--- BEGIN DATASET EXTRACT ---

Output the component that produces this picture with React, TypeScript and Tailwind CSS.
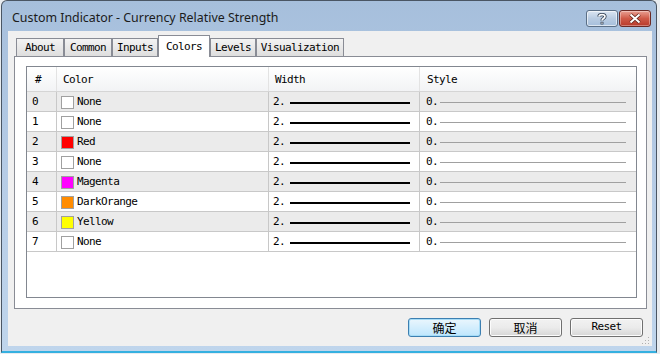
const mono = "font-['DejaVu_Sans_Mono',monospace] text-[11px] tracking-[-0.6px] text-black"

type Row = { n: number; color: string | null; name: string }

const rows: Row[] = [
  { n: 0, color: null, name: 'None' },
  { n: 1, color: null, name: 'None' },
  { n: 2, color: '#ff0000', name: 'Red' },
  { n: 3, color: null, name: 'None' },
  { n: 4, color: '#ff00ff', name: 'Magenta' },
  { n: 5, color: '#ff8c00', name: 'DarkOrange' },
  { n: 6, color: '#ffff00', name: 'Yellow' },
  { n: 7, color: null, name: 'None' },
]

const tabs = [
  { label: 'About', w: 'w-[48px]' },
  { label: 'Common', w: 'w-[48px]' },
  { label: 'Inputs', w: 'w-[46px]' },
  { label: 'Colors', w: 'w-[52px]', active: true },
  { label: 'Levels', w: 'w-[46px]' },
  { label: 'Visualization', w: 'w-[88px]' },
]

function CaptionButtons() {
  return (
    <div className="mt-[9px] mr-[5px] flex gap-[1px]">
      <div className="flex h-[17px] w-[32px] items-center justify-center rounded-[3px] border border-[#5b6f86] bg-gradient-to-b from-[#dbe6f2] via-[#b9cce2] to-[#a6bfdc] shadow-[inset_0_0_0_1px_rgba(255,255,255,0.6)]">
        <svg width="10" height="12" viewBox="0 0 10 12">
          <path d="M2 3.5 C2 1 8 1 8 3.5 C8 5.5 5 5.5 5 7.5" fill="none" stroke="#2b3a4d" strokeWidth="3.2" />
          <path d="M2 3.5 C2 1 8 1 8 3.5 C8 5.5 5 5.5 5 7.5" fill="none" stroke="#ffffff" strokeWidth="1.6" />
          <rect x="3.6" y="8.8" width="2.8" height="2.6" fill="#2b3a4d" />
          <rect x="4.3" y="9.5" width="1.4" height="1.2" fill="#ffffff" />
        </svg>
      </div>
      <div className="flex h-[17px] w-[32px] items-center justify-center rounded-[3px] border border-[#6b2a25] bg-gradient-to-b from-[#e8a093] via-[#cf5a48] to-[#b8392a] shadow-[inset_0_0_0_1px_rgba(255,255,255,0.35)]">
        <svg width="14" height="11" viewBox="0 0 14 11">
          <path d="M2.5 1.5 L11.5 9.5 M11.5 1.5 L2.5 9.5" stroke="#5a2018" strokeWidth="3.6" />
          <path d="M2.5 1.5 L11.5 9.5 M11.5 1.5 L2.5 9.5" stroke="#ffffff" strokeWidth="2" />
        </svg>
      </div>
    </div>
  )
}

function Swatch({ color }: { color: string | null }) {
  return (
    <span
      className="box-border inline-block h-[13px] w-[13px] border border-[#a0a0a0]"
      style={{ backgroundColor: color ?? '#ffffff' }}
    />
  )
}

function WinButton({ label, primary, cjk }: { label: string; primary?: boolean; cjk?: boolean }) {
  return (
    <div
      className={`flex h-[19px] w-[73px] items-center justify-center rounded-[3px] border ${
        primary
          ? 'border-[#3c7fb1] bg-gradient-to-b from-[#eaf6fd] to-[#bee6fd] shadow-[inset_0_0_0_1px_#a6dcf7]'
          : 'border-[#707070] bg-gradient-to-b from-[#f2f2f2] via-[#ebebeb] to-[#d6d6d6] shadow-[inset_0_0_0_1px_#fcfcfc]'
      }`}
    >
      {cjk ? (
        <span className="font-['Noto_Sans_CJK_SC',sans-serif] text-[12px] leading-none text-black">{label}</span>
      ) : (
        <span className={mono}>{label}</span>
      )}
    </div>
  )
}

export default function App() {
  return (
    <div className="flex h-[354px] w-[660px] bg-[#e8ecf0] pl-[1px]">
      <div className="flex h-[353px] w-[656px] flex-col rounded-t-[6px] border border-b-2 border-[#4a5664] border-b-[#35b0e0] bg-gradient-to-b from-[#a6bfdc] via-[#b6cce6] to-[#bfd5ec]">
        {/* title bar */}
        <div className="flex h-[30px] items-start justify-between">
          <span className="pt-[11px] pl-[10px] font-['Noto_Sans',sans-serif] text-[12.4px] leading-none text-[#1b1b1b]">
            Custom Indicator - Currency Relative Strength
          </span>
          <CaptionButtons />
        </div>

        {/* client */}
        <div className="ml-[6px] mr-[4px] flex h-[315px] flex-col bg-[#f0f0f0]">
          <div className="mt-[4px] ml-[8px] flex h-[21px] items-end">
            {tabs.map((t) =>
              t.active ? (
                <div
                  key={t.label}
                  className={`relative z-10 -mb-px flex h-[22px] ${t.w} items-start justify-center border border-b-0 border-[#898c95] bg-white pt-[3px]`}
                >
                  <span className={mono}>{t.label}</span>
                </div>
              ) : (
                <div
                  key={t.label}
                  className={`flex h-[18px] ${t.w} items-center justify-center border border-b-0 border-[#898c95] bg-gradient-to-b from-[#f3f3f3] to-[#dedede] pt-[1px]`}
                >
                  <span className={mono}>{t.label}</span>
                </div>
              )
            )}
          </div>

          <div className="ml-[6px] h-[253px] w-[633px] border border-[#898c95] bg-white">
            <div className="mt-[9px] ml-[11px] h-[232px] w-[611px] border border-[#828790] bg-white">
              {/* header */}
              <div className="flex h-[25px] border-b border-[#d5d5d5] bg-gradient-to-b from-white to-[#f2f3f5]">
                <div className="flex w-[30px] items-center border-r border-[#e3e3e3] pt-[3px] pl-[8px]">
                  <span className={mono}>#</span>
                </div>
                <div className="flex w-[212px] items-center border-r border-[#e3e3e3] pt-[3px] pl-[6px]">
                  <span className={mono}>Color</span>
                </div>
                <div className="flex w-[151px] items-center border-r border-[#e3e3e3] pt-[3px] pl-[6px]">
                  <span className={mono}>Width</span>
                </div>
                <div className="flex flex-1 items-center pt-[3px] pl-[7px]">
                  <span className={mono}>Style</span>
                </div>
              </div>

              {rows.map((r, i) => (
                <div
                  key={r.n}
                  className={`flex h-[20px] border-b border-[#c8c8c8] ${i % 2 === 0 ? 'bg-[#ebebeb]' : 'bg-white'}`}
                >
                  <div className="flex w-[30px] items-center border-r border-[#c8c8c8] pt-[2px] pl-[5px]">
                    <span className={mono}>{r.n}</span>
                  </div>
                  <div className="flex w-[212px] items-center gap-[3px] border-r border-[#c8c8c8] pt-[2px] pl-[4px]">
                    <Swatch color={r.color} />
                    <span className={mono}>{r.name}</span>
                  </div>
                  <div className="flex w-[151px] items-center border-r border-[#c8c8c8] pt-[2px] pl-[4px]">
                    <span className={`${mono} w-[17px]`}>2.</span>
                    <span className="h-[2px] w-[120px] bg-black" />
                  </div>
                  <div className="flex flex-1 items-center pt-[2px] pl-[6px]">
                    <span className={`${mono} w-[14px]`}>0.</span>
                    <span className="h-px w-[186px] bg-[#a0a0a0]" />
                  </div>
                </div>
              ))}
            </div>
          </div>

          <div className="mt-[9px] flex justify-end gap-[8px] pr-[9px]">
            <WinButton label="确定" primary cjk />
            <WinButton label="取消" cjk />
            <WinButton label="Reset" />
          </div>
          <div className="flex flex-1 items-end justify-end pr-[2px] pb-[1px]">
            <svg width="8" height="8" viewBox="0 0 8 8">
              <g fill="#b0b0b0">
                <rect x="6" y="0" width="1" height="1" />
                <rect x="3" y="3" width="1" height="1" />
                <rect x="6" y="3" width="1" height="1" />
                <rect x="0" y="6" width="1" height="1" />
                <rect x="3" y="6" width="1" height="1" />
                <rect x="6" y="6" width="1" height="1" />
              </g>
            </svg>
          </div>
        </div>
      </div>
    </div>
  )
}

--- END DATASET EXTRACT ---

* _STATED EXERCISE_:
Restate the material word for word from its first line through the line containing "number; color: string", both included; the pictures do not belong in it.

* _RESULT_:
Output the component that produces this picture with React, TypeScript and Tailwind CSS.
const mono = "font-['DejaVu_Sans_Mono',monospace] text-[11px] tracking-[-0.6px] text-black"

type Row = { n: number; color: string | null; name: string }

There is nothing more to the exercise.